───── Dataset extract ─────

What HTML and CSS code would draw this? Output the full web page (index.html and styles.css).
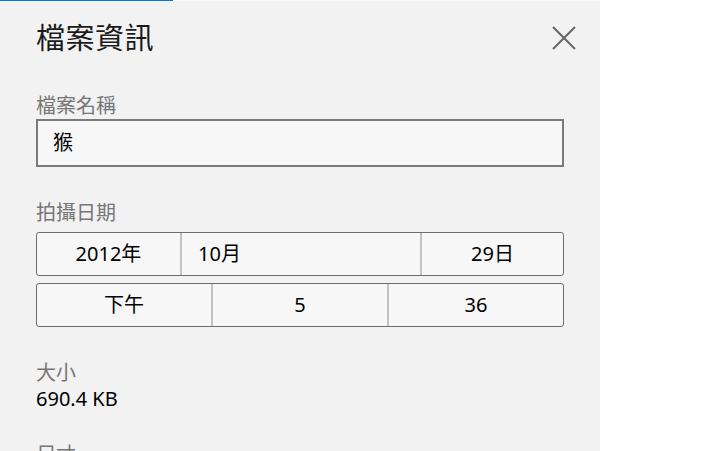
FILE: index.html
```html
<!DOCTYPE html>
<html lang="zh-Hant">
<head>
  <meta charset="UTF-8" />
  <meta name="viewport" content="width=device-width, initial-scale=1.0" />
  <title>檔案資訊</title>
  <link rel="stylesheet" href="styles.css">
</head>
<body>
  <div class="panel">
    <div class="progress"><div class="progress-bar"></div></div>

    <div class="content">
      <div class="header">
        <h1 class="title">檔案資訊</h1>
        <button class="close" aria-label="關閉">
          <svg width="24" height="24" viewBox="0 0 24 24">
            <path d="M1 1 L23 23 M23 1 L1 23" stroke="#666" stroke-width="2" fill="none" />
          </svg>
        </button>
      </div>

      <div class="field">
        <div class="label">檔案名稱</div>
        <div class="textbox">猴</div>
      </div>

      <div class="field">
        <div class="label">拍攝日期</div>
        <div class="picker date-picker">
          <div class="cell year">2012年</div>
          <div class="cell month">10月</div>
          <div class="cell day">29日</div>
        </div>
        <div class="picker time-picker">
          <div class="cell">下午</div>
          <div class="cell">5</div>
          <div class="cell">36</div>
        </div>
      </div>

      <div class="field">
        <div class="label">大小</div>
        <div class="value">690.4 KB</div>
      </div>

      <div class="field last">
        <div class="label">尺寸</div>
      </div>
    </div>
  </div>
</body>
</html>
```

FILE: styles.css
```css
body {
  margin: 0;
  background-color: #fff;
  font-family: "Noto Sans", "Noto Sans CJK TC", sans-serif;
  overflow: hidden;
}

.panel {
  width: 600px;
  height: 451px;
  background-color: #f2f2f2;
  overflow: hidden;
}

.progress {
  height: 1px;
  background-color: #f9f9f9;
}

.progress-bar {
  width: 173px;
  height: 1px;
  background-color: #0078d7;
}

.content {
  padding: 0 36px;
}

.header {
  display: flex;
  justify-content: space-between;
  align-items: center;
  margin-top: 17px;
}

.title {
  margin: 0;
  font-size: 29px;
  font-weight: normal;
  line-height: 40px;
  color: #1a1a1a;
  letter-spacing: 0.5px;
}

.close {
  width: 44px;
  height: 40px;
  margin-right: -22px;
  padding: 0;
  border: none;
  background: none;
  display: flex;
  align-items: center;
  justify-content: center;
}

.field {
  margin-top: 34px;
}

.field:nth-of-type(3) {
  margin-top: 32px;
}

.field:nth-of-type(4) {
  margin-top: 32px;
}

.field.last {
  margin-top: 30px;
}

.label {
  font-size: 20px;
  line-height: 27px;
  color: #767676;
}

.textbox {
  height: 44px;
  border: 2px solid #7a7a7a;
  background-color: #f7f7f7;
  padding-left: 15px;
  font-size: 20px;
  line-height: 44px;
  color: #000;
}

.picker {
  display: flex;
  height: 42px;
  border: 1px solid #6e6e6e;
  border-radius: 3px;
  background-color: #f7f7f7;
  font-size: 20px;
  color: #000;
}

.date-picker {
  margin-top: 6px;
}

.time-picker {
  margin-top: 7px;
}

.cell {
  display: flex;
  align-items: center;
  justify-content: center;
  line-height: 42px;
}

.cell + .cell {
  border-left: 2px solid #c2c2c2;
}

.year {
  width: 143px;
}

.month {
  flex: 1;
  justify-content: flex-start;
  padding-left: 16px;
}

.day {
  width: 141px;
}

.time-picker .cell {
  flex: 1;
}

.value {
  font-size: 20px;
  line-height: 25px;
  color: #000;
}
```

─────

From the data, list each line in which the string "styles" appears.

What HTML and CSS code would draw this? Output the full web page (index.html and styles.css).
  <link rel="stylesheet" href="styles.css">
FILE: styles.css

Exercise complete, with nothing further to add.